### What to do
Restate all the material verbatim, except for the pictures.
Begin
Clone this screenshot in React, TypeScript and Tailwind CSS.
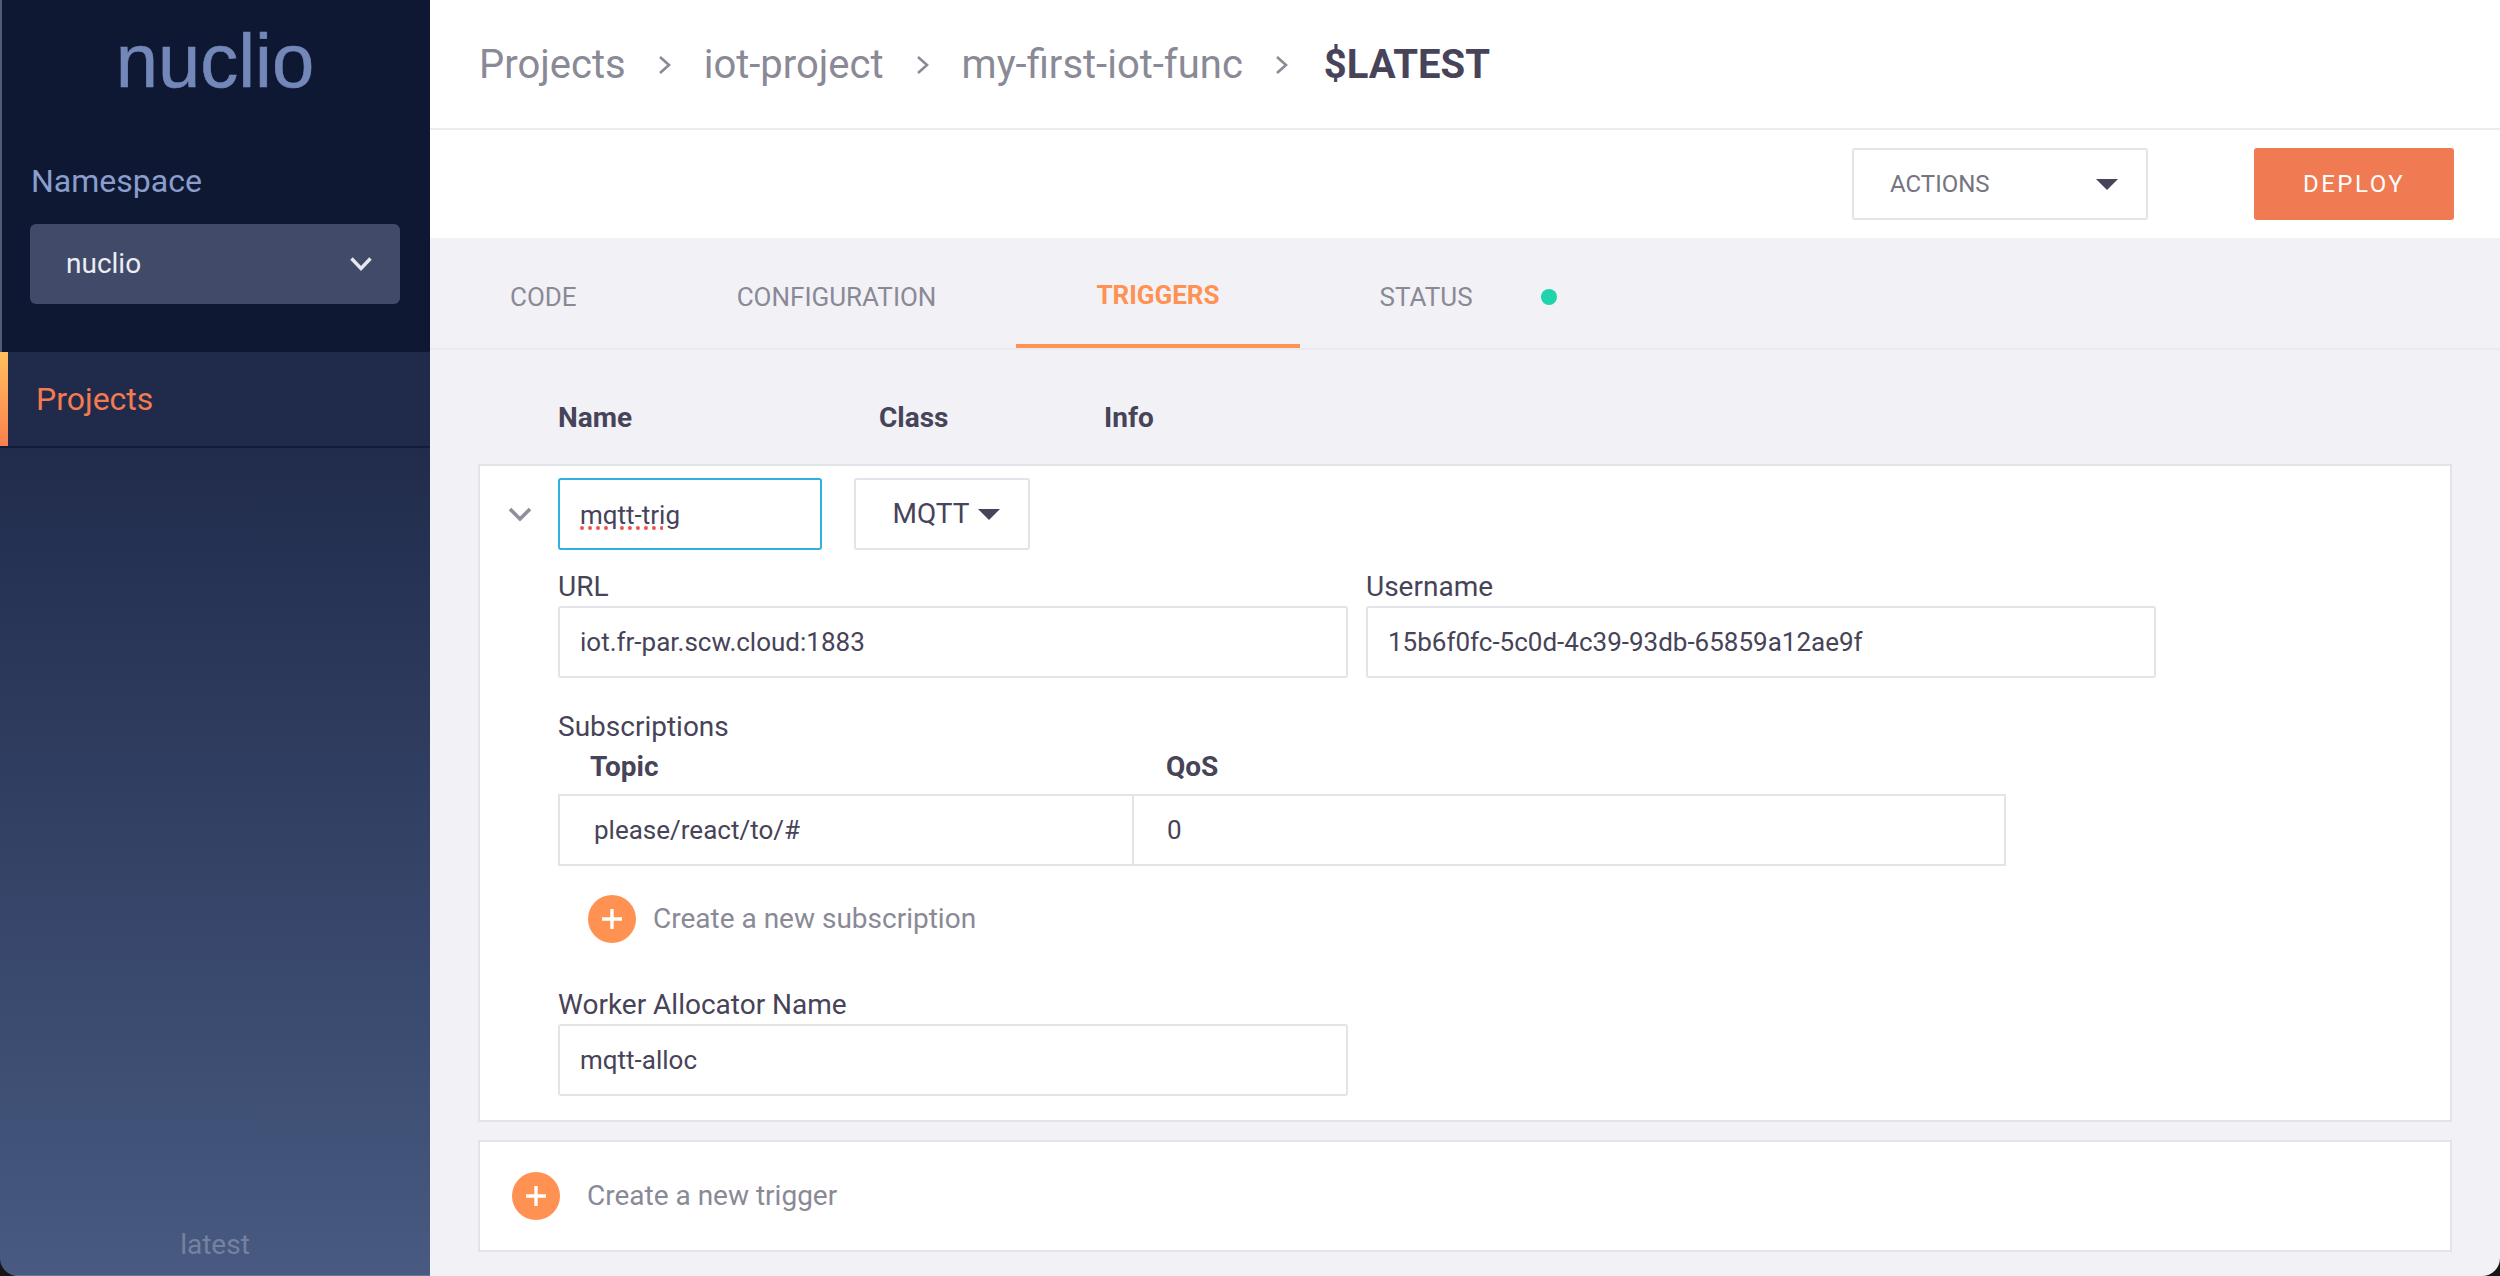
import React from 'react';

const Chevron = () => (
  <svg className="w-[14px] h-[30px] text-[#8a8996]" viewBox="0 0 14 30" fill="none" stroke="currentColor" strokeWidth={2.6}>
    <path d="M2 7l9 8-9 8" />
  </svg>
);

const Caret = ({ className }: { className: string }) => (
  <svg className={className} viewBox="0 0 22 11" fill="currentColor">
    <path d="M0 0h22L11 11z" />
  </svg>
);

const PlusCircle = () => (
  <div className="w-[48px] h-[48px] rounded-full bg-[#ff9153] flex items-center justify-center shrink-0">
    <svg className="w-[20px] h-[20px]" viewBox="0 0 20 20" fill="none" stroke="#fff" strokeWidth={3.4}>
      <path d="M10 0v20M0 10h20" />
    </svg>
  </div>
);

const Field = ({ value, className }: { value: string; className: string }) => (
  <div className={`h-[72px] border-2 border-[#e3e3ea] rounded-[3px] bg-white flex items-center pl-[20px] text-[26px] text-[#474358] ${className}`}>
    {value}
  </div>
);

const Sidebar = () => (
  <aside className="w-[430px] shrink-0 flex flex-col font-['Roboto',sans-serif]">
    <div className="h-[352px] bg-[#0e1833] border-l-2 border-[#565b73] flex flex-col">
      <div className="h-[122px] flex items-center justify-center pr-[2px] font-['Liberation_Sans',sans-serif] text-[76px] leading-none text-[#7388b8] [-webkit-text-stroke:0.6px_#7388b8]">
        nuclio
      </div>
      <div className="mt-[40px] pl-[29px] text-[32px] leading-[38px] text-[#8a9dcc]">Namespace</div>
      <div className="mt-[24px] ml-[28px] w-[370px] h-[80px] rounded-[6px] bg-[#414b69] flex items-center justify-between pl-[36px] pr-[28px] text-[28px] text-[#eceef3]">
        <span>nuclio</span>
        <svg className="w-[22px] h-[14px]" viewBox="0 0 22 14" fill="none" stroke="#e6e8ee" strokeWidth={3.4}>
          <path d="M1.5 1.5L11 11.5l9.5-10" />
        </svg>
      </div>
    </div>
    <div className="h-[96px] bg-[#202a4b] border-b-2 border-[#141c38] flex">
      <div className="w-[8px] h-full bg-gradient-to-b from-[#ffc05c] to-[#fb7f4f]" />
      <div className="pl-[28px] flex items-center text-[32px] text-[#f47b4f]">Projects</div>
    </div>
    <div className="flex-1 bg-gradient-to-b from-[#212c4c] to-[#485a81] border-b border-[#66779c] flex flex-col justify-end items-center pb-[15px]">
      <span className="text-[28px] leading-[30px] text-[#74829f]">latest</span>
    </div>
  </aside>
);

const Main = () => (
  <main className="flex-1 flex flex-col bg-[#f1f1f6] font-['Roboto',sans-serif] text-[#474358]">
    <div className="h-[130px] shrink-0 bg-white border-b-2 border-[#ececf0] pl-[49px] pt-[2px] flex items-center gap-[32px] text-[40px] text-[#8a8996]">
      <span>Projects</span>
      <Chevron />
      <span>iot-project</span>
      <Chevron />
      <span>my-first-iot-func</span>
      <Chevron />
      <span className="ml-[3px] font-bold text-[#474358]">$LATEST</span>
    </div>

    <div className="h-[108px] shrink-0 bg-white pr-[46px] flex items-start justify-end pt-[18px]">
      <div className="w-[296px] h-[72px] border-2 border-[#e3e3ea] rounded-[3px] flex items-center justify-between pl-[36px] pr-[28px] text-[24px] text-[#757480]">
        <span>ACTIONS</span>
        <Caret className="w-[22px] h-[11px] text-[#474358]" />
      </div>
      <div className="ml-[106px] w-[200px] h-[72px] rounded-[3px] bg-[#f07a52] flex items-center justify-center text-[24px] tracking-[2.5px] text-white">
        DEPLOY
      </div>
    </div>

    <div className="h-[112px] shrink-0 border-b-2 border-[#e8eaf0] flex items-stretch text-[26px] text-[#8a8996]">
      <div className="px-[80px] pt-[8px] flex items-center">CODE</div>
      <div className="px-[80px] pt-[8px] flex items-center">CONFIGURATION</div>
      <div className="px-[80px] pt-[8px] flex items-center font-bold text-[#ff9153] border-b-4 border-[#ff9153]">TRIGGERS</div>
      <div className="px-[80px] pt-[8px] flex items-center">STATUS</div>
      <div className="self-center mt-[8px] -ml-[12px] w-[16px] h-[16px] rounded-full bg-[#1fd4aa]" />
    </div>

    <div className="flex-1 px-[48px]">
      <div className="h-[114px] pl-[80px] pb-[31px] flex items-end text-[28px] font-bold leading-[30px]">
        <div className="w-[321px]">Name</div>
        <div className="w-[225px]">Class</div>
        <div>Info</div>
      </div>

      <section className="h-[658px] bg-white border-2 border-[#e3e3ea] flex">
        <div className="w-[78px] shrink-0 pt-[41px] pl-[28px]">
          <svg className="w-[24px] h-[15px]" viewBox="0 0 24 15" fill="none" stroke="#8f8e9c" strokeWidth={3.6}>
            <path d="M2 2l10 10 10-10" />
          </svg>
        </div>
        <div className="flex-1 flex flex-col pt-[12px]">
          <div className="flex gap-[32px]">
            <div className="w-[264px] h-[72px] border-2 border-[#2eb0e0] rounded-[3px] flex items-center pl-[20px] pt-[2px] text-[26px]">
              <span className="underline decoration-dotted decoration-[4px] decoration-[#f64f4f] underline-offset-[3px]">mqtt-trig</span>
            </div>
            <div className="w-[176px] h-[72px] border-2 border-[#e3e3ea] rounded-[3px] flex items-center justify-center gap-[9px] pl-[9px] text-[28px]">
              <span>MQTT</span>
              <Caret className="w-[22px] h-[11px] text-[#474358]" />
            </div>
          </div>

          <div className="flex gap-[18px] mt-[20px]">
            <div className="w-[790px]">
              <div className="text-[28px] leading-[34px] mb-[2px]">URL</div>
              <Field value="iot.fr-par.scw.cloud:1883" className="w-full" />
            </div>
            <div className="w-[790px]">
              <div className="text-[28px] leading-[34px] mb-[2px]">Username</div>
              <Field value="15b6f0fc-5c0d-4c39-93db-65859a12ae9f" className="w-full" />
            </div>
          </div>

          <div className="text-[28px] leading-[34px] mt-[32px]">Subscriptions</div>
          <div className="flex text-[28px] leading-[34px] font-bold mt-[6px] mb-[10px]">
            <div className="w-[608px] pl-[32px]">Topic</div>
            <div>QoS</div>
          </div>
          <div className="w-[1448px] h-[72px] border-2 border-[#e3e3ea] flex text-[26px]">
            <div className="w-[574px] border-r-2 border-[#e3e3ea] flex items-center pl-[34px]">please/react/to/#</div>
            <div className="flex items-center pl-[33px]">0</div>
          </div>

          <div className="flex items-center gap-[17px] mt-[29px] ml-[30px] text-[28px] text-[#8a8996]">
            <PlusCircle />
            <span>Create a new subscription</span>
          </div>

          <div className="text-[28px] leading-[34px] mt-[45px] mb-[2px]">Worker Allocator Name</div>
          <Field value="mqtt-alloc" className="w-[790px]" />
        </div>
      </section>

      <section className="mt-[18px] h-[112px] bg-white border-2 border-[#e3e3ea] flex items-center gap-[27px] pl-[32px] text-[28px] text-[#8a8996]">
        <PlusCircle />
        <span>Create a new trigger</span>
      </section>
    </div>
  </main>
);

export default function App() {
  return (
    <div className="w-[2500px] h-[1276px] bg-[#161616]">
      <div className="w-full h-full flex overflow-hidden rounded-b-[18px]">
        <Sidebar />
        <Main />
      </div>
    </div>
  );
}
End
### Solution to this exercise
Clone this screenshot in React, TypeScript and Tailwind CSS.
import React from 'react';

const Chevron = () => (
  <svg className="w-[14px] h-[30px] text-[#8a8996]" viewBox="0 0 14 30" fill="none" stroke="currentColor" strokeWidth={2.6}>
    <path d="M2 7l9 8-9 8" />
  </svg>
);

const Caret = ({ className }: { className: string }) => (
  <svg className={className} viewBox="0 0 22 11" fill="currentColor">
    <path d="M0 0h22L11 11z" />
  </svg>
);

const PlusCircle = () => (
  <div className="w-[48px] h-[48px] rounded-full bg-[#ff9153] flex items-center justify-center shrink-0">
    <svg className="w-[20px] h-[20px]" viewBox="0 0 20 20" fill="none" stroke="#fff" strokeWidth={3.4}>
      <path d="M10 0v20M0 10h20" />
    </svg>
  </div>
);

const Field = ({ value, className }: { value: string; className: string }) => (
  <div className={`h-[72px] border-2 border-[#e3e3ea] rounded-[3px] bg-white flex items-center pl-[20px] text-[26px] text-[#474358] ${className}`}>
    {value}
  </div>
);

const Sidebar = () => (
  <aside className="w-[430px] shrink-0 flex flex-col font-['Roboto',sans-serif]">
    <div className="h-[352px] bg-[#0e1833] border-l-2 border-[#565b73] flex flex-col">
      <div className="h-[122px] flex items-center justify-center pr-[2px] font-['Liberation_Sans',sans-serif] text-[76px] leading-none text-[#7388b8] [-webkit-text-stroke:0.6px_#7388b8]">
        nuclio
      </div>
      <div className="mt-[40px] pl-[29px] text-[32px] leading-[38px] text-[#8a9dcc]">Namespace</div>
      <div className="mt-[24px] ml-[28px] w-[370px] h-[80px] rounded-[6px] bg-[#414b69] flex items-center justify-between pl-[36px] pr-[28px] text-[28px] text-[#eceef3]">
        <span>nuclio</span>
        <svg className="w-[22px] h-[14px]" viewBox="0 0 22 14" fill="none" stroke="#e6e8ee" strokeWidth={3.4}>
          <path d="M1.5 1.5L11 11.5l9.5-10" />
        </svg>
      </div>
    </div>
    <div className="h-[96px] bg-[#202a4b] border-b-2 border-[#141c38] flex">
      <div className="w-[8px] h-full bg-gradient-to-b from-[#ffc05c] to-[#fb7f4f]" />
      <div className="pl-[28px] flex items-center text-[32px] text-[#f47b4f]">Projects</div>
    </div>
    <div className="flex-1 bg-gradient-to-b from-[#212c4c] to-[#485a81] border-b border-[#66779c] flex flex-col justify-end items-center pb-[15px]">
      <span className="text-[28px] leading-[30px] text-[#74829f]">latest</span>
    </div>
  </aside>
);

const Main = () => (
  <main className="flex-1 flex flex-col bg-[#f1f1f6] font-['Roboto',sans-serif] text-[#474358]">
    <div className="h-[130px] shrink-0 bg-white border-b-2 border-[#ececf0] pl-[49px] pt-[2px] flex items-center gap-[32px] text-[40px] text-[#8a8996]">
      <span>Projects</span>
      <Chevron />
      <span>iot-project</span>
      <Chevron />
      <span>my-first-iot-func</span>
      <Chevron />
      <span className="ml-[3px] font-bold text-[#474358]">$LATEST</span>
    </div>

    <div className="h-[108px] shrink-0 bg-white pr-[46px] flex items-start justify-end pt-[18px]">
      <div className="w-[296px] h-[72px] border-2 border-[#e3e3ea] rounded-[3px] flex items-center justify-between pl-[36px] pr-[28px] text-[24px] text-[#757480]">
        <span>ACTIONS</span>
        <Caret className="w-[22px] h-[11px] text-[#474358]" />
      </div>
      <div className="ml-[106px] w-[200px] h-[72px] rounded-[3px] bg-[#f07a52] flex items-center justify-center text-[24px] tracking-[2.5px] text-white">
        DEPLOY
      </div>
    </div>

    <div className="h-[112px] shrink-0 border-b-2 border-[#e8eaf0] flex items-stretch text-[26px] text-[#8a8996]">
      <div className="px-[80px] pt-[8px] flex items-center">CODE</div>
      <div className="px-[80px] pt-[8px] flex items-center">CONFIGURATION</div>
      <div className="px-[80px] pt-[8px] flex items-center font-bold text-[#ff9153] border-b-4 border-[#ff9153]">TRIGGERS</div>
      <div className="px-[80px] pt-[8px] flex items-center">STATUS</div>
      <div className="self-center mt-[8px] -ml-[12px] w-[16px] h-[16px] rounded-full bg-[#1fd4aa]" />
    </div>

    <div className="flex-1 px-[48px]">
      <div className="h-[114px] pl-[80px] pb-[31px] flex items-end text-[28px] font-bold leading-[30px]">
        <div className="w-[321px]">Name</div>
        <div className="w-[225px]">Class</div>
        <div>Info</div>
      </div>

      <section className="h-[658px] bg-white border-2 border-[#e3e3ea] flex">
        <div className="w-[78px] shrink-0 pt-[41px] pl-[28px]">
          <svg className="w-[24px] h-[15px]" viewBox="0 0 24 15" fill="none" stroke="#8f8e9c" strokeWidth={3.6}>
            <path d="M2 2l10 10 10-10" />
          </svg>
        </div>
        <div className="flex-1 flex flex-col pt-[12px]">
          <div className="flex gap-[32px]">
            <div className="w-[264px] h-[72px] border-2 border-[#2eb0e0] rounded-[3px] flex items-center pl-[20px] pt-[2px] text-[26px]">
              <span className="underline decoration-dotted decoration-[4px] decoration-[#f64f4f] underline-offset-[3px]">mqtt-trig</span>
            </div>
            <div className="w-[176px] h-[72px] border-2 border-[#e3e3ea] rounded-[3px] flex items-center justify-center gap-[9px] pl-[9px] text-[28px]">
              <span>MQTT</span>
              <Caret className="w-[22px] h-[11px] text-[#474358]" />
            </div>
          </div>

          <div className="flex gap-[18px] mt-[20px]">
            <div className="w-[790px]">
              <div className="text-[28px] leading-[34px] mb-[2px]">URL</div>
              <Field value="iot.fr-par.scw.cloud:1883" className="w-full" />
            </div>
            <div className="w-[790px]">
              <div className="text-[28px] leading-[34px] mb-[2px]">Username</div>
              <Field value="15b6f0fc-5c0d-4c39-93db-65859a12ae9f" className="w-full" />
            </div>
          </div>

          <div className="text-[28px] leading-[34px] mt-[32px]">Subscriptions</div>
          <div className="flex text-[28px] leading-[34px] font-bold mt-[6px] mb-[10px]">
            <div className="w-[608px] pl-[32px]">Topic</div>
            <div>QoS</div>
          </div>
          <div className="w-[1448px] h-[72px] border-2 border-[#e3e3ea] flex text-[26px]">
            <div className="w-[574px] border-r-2 border-[#e3e3ea] flex items-center pl-[34px]">please/react/to/#</div>
            <div className="flex items-center pl-[33px]">0</div>
          </div>

          <div className="flex items-center gap-[17px] mt-[29px] ml-[30px] text-[28px] text-[#8a8996]">
            <PlusCircle />
            <span>Create a new subscription</span>
          </div>

          <div className="text-[28px] leading-[34px] mt-[45px] mb-[2px]">Worker Allocator Name</div>
          <Field value="mqtt-alloc" className="w-[790px]" />
        </div>
      </section>

      <section className="mt-[18px] h-[112px] bg-white border-2 border-[#e3e3ea] flex items-center gap-[27px] pl-[32px] text-[28px] text-[#8a8996]">
        <PlusCircle />
        <span>Create a new trigger</span>
      </section>
    </div>
  </main>
);

export default function App() {
  return (
    <div className="w-[2500px] h-[1276px] bg-[#161616]">
      <div className="w-full h-full flex overflow-hidden rounded-b-[18px]">
        <Sidebar />
        <Main />
      </div>
    </div>
  );
}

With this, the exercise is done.